What empirical evidence, or physics explanation validates the choice of transmitting from a valley, slope or summit?

I’m not an expert, but I’ll get the ball rolling. Perhaps someone with more expertise will come along and provide a more authoritative answer.

The takeoff angle is often defined as the angle of maximum radiation in the vertical plane, relative to the horizon. The ARRL Antenna Book calls this angle the elevation angle of the antenna. For an antenna that is directional in the horizontal plane, the takeoff angle of most interest is assumed to be measured (or computed, if dealing with a model) at the front of the antenna.

As a practical matter, such measurements (or computations) are customarily done assuming that the antenna is installed over level ground. In terms of the physics involved, it would be more accurate to define the takeoff angle relative to the average plane of the ground in the vicinity of the antenna. Why? Because the ground in the immediate vicinity of an antenna significantly influences the radiation pattern in both azimuth and elevation planes. This influence diminishes more than a few wavelengths away.

This raises the question of how one determines exactly where the ground plane lies under an actual antenna, but it makes apparent, at least qualitatively, that when an antenna is installed over sloping ground, the effective takeoff angle — relative to the horizon — is tilted by the degree of ground slope.

The first time someone raised this topic to me was at Field Day, quite a few years ago. The Field Day site was close to a mountain ridge, just a few meters from the Appalachian Trail, in fact. The mountain (more like a tall hill, if you happen to be from Colorado or Wyoming) is oriented north/south. Our site on the west side of the ridge sloped downhill at an angle of about 15 degrees.

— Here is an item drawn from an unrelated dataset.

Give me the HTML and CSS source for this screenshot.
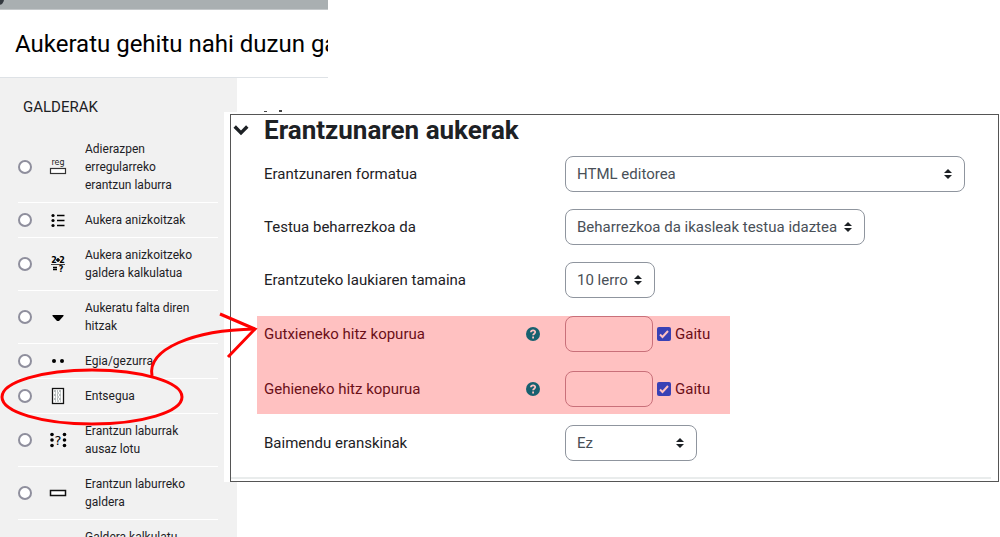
FILE: index.html
```
<!DOCTYPE html>
<html lang="eu">
<head>
    <meta charset="UTF-8">
    <meta name="viewport" content="width=device-width, initial-scale=1.0">
    <title>Aukeratu gehitu nahi duzun galdera mota</title>
    <link rel="stylesheet" href="styles.css">
</head>
<body>
    <header class="chooser-header">
        <div class="backdrop"><span class="corner"></span></div>
        <h1>Aukeratu gehitu nahi duzun galdera mota</h1>
    </header>

    <main class="chooser-body">
        <section class="types">
            <h2>GALDERAK</h2>
            <ul>
                <li>
                    <label>
                        <input type="radio" name="qtype">
                        <svg class="icon" viewBox="0 0 18 18">
                            <text class="reg" x="9" y="7" text-anchor="middle">reg</text>
                            <rect x="1.5" y="10.5" width="15" height="5" fill="#fff" stroke="#333" stroke-width="1.2"/>
                        </svg>
                        <span>Adierazpen erregularreko erantzun laburra</span>
                    </label>
                </li>
                <li>
                    <label>
                        <input type="radio" name="qtype">
                        <svg class="icon" viewBox="0 0 18 18">
                            <circle cx="4" cy="4.500" r="1.600"/><circle cx="4" cy="9.500" r="1.600"/><circle cx="4" cy="14.500" r="1.600"/>
                            <path d="M8 4.500h7.500M8 9.500h7.500M8 14.500h7.500" stroke="#000" stroke-width="1.3"/>
                        </svg>
                        <span>Aukera anizkoitzak</span>
                    </label>
                </li>
                <li>
                    <label>
                        <input type="radio" name="qtype">
                        <svg class="icon" viewBox="0 0 18 18">
                            <text class="calc" x="5" y="8" text-anchor="middle">2</text>
                            <path d="M7 5h4M9 3v4" stroke="#000" stroke-width="1.5"/>
                            <text class="calc" x="13" y="8" text-anchor="middle">2</text>
                            <path d="M2 9.500h14" stroke="#444"/>
                            <path d="M4 12.500h4M4 14.500h4" stroke="#000" stroke-width="1.5"/>
                            <text class="calc" x="12" y="17" text-anchor="middle">?</text>
                        </svg>
                        <span>Aukera anizkoitzeko galdera kalkulatua</span>
                    </label>
                </li>
                <li>
                    <label>
                        <input type="radio" name="qtype">
                        <svg class="icon" viewBox="0 0 18 18"><path d="M3.500 7h11v1l-4.500 5h-2l-4.500-5z"/></svg>
                        <span>Aukeratu falta diren hitzak</span>
                    </label>
                </li>
                <li>
                    <label>
                        <input type="radio" name="qtype">
                        <svg class="icon" viewBox="0 0 18 18"><circle cx="5" cy="9" r="2"/><circle cx="13" cy="9" r="2"/></svg>
                        <span>Egia/gezurra</span>
                    </label>
                </li>
                <li>
                    <label>
                        <input type="radio" name="qtype">
                        <svg class="icon" viewBox="0 0 18 18">
                            <rect x="3.500" y="1.500" width="11" height="15" fill="#fff" stroke="#111" stroke-width="1.300"/>
                            <path d="M5 4h8M5 8h8M5 12h8" stroke="#6d7878" stroke-dasharray="2 1 1 1"/>
                            <path d="M6 6h7M6 10h7M6 14h7" stroke="#8d9898" stroke-dasharray="1 1 2 1"/>
                        </svg>
                        <span>Entsegua</span>
                    </label>
                </li>
                <li>
                    <label>
                        <input type="radio" name="qtype">
                        <svg class="icon" viewBox="0 0 18 18">
                            <circle cx="3" cy="3.500" r="1.800"/><circle cx="3" cy="9" r="1.800"/><circle cx="3" cy="14.500" r="1.800"/>
                            <circle cx="15.500" cy="3.500" r="1.800"/><circle cx="15.500" cy="9" r="1.800"/><circle cx="15.500" cy="14.500" r="1.800"/>
                            <text class="match" x="9" y="14" text-anchor="middle">?</text>
                        </svg>
                        <span>Erantzun laburrak ausaz lotu</span>
                    </label>
                </li>
                <li>
                    <label>
                        <input type="radio" name="qtype">
                        <svg class="icon" viewBox="0 0 18 18"><rect x="1.500" y="6.500" width="15" height="5" fill="#fff" stroke="#111" stroke-width="1.500"/></svg>
                        <span>Erantzun laburreko galdera</span>
                    </label>
                </li>
                <li>
                    <label>
                        <input type="radio" name="qtype">
                        <svg class="icon" viewBox="0 0 18 18"></svg>
                        <span>Galdera kalkulatu sinplea</span>
                    </label>
                </li>
            </ul>
        </section>

        <section class="settings">
            <form class="panel">
                <h2>
                    <svg class="chevron" viewBox="0 0 14 10"><path d="M1.500 2l5.500 5.500l5.500-5.500" fill="none" stroke="#1d2125" stroke-width="3"/></svg>
                    Erantzunaren aukerak
                </h2>
                <div class="row">
                    <label for="format">Erantzunaren formatua</label>
                    <select id="format" class="wide"><option>HTML editorea</option></select>
                </div>
                <div class="row">
                    <label for="required">Testua beharrezkoa da</label>
                    <select id="required"><option>Beharrezkoa da ikasleak testua idaztea</option></select>
                </div>
                <div class="row">
                    <label for="size">Erantzuteko laukiaren tamaina</label>
                    <select id="size"><option>10 lerro</option></select>
                </div>
                <div class="highlight">
                    <div class="row">
                        <label for="minwords">Gutxieneko hitz kopurua</label>
                        <button type="button" class="help" aria-label="Laguntza">
                            <svg viewBox="0 0 14 14"><circle cx="7" cy="7" r="7" fill="#17606f"/><path d="M4.900 5.300c.2-2.700 4.500-2.500 4.300 0c-.1 1.400-2 1.300-2.100 2.900M7.100 9.500v2" fill="none" stroke="#ffc1c1" stroke-width="1.800"/></svg>
                        </button>
                        <input type="text" id="minwords">
                        <label class="enable"><input type="checkbox" checked> Gaitu</label>
                    </div>
                    <div class="row">
                        <label for="maxwords">Gehieneko hitz kopurua</label>
                        <button type="button" class="help" aria-label="Laguntza">
                            <svg viewBox="0 0 14 14"><circle cx="7" cy="7" r="7" fill="#17606f"/><path d="M4.900 5.300c.2-2.700 4.500-2.500 4.300 0c-.1 1.400-2 1.300-2.100 2.900M7.100 9.500v2" fill="none" stroke="#ffc1c1" stroke-width="1.800"/></svg>
                        </button>
                        <input type="text" id="maxwords">
                        <label class="enable"><input type="checkbox" checked> Gaitu</label>
                    </div>
                </div>
                <div class="row">
                    <label for="attachments">Baimendu eranskinak</label>
                    <select id="attachments" class="medium"><option>Ez</option></select>
                </div>
                <hr>
            </form>
        </section>
    </main>

    <!-- red ellipse and arrow -->
    <svg class="annotation" width="260" height="430" viewBox="0 0 260 430">
        <ellipse cx="92" cy="397" rx="90" ry="27"/>
        <path d="M152 376C147 349 193 330 255 329"/>
        <path d="M220 314L255 329L228 357"/>
    </svg>
</body>
</html>
```
FILE: styles.css
```
* { box-sizing: border-box; }
body { margin: 0; height: 100vh; overflow: hidden; position: relative; display: flex; flex-direction: column; background: #fff; color: #1d2125; font-family: Roboto, "Liberation Sans", sans-serif; font-size: 15px; }
h1, h2, ul { margin: 0; padding: 0; font-weight: 400; }

/* chooser header */
.chooser-header { width: 328px; flex: none; overflow: hidden; border-bottom: 1px solid #dee2e6; }
.backdrop { position: relative; height: 10px; background: #a9afb1; border-bottom: 1px solid #c4c8ca; }
.corner { position: absolute; left: -7px; top: -6px; width: 11px; height: 11px; border-radius: 50%; background: #343a40; }
.chooser-header h1 { padding: 2px 15px 1px; font-size: 24px; line-height: 64px; color: #000; white-space: nowrap; }

.chooser-body { flex: 1; display: flex; align-items: flex-start; min-height: 0; }

/* question types */
.types { width: 237px; height: 100%; flex: none; overflow: hidden; padding: 19px 19px 0 18px; background: #f1f1f1; }
.types h2 { padding-left: 5px; font-size: 15px; line-height: 20px; margin-bottom: 15px; }
.types ul { list-style: none; }
.types li { border-bottom: 1px solid #fff; }
.types label { display: flex; align-items: center; padding: 8px 20px 8px 0; font-size: 12px; line-height: 18px; }
.types input { appearance: none; width: 14px; height: 14px; flex: none; margin: 0; border: 2px solid #8f8f9d; border-radius: 50%; background: #fff; }
.types input:checked { background: #3841b5; }
.icon { width: 18px; height: 18px; flex: none; margin: 0 18px 0 17px; }
.reg { font: 8px "DejaVu Sans", sans-serif; fill: #222; }
.calc { font: bold 8px "DejaVu Sans", sans-serif; }
.match { font: 13px "DejaVu Sans", sans-serif; }

/* settings panel */
.settings { flex: 1; position: relative; margin: 34px 0 0 -13px; padding: 2px 1px 0 6px; background: #fff; }
/* bottoms of the letters in the line the panel covers */
.settings::before { content: ""; position: absolute; left: 40px; top: -2px; width: 18px; height: 2px; background: linear-gradient(#444, #444) left bottom / 3px 1px no-repeat, linear-gradient(#444, #444) right bottom / 3px 2px no-repeat; }
.panel { border: 1px solid #555; padding-left: 33px; }
.panel h2 { display: flex; align-items: center; margin: 0 0 11px -31px; font-size: 26px; font-weight: 700; line-height: 30px; }
.chevron { width: 16px; height: 12px; margin-right: 15px; }
.row { display: flex; align-items: center; margin-bottom: 17px; }
.row > label:first-child { width: 301px; flex: none; }
select, input[type="text"] { height: 36px; border: 1px solid #8f959e; border-radius: 8px; font: inherit; color: #495057; }
select { appearance: none; padding: 0 26px 0 11px; background: #fff url("data:image/svg+xml,%3Csvg xmlns='http://www.w3.org/2000/svg' viewBox='0 0 8 10'%3E%3Cpath d='M4 0L0 4h8zM4 10L0 6h8z' fill='%231d2125'/%3E%3C/svg%3E") no-repeat right 12px center / 8px 10px; }
.wide { width: 400px; }
.medium { width: 132px; }

.highlight { width: 473px; margin: 18px 0 11px -7px; padding: 0 0 7px 7px; background: #ffc1c1; color: #6b0f18; }
.highlight .row { margin-bottom: 19px; }
.highlight .row:last-child { margin-bottom: 0; }
.highlight .row > label:first-child { width: 262px; }
.highlight input[type="text"] { width: 88px; border-color: #c9707a; background: transparent; }
.help { width: 14px; height: 14px; margin-right: 25px; padding: 0; border: 0; background: none; cursor: pointer; }
.help svg { display: block; }
.enable { display: flex; align-items: center; gap: 4px; margin-left: 4px; }
.enable input { appearance: none; width: 14px; height: 14px; margin: 0; border-radius: 2px; background: #fff; }
.enable input:checked { background: #3841b5 url("data:image/svg+xml,%3Csvg xmlns='http://www.w3.org/2000/svg' viewBox='0 0 14 14'%3E%3Cpath d='M3 7.500l2.500 2.500L11 4' fill='none' stroke='%23ffc1c1' stroke-width='2'/%3E%3C/svg%3E"); }
.panel > .row:nth-last-child(2) { margin-bottom: 16px; }
hr { height: 2px; margin: 0 7px 2px -33px; border: 0; background: #e9ecec; }

.annotation { position: absolute; left: 0; top: 0; fill: none; stroke: #f00; stroke-width: 3; pointer-events: none; }
```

One of our antennas was a 40 m dipole, about 30 feet off the ground, and oriented parallel to the ridge. Its theoretical takeoff angle, relative to the underlying ground plane, is in the vicinity of 60 degrees. But with the ground slope prevailing at the site, the effective takeoff angle was lowered to 45 degrees toward the west, and raised to 75 degrees toward the east.

What are the practical implications of this? The elevation pattern of a dipole situated roughly 1/4 wavelength above real ground is broad, with usable radiation over a wide range of elevation angles. During the day, with NVIS propagation dominating, a 15-degree tilt probably enhances NVIS propagation, directing more radiation straight up than would be the case over level ground. That theoretically enhances our ability to work East Coast stations out to several hundred miles. At night, when NVIS propagation is no longer available and skip conditions prevail, the 15-degree decrease in effective takeoff angle to the west marginally enhances our ability to work stations on the West Coast and beyond.

In reality, given the broadness of the dipole’s elevation pattern, the effect of the sloping ground probably isn’t great. But any influence it does have, at least in our situation, is probably net positive.

For a beam antenna, like the classic triband Yagi, the radiation is more concentrated close to the takeoff angle. Raising or lowering the effective takeoff angle by placing the antenna over sloping ground will have a more pronounced effect. Whether that effect is beneficial or not depends on the prevailing ionospheric conditions. Lower takeoff angles generally favor DX communications, but the optimum takeoff angle for communications between any two points depends on the height and density of the ionosphere at the time the communication is attempted.

In the final analysis, the slope of the ground at our Field Day site is less important than its other attributes: great views, an opportunity to chat with through-hikers on the Appalachian Trail, and cooler temperatures and less humidity, to name a few.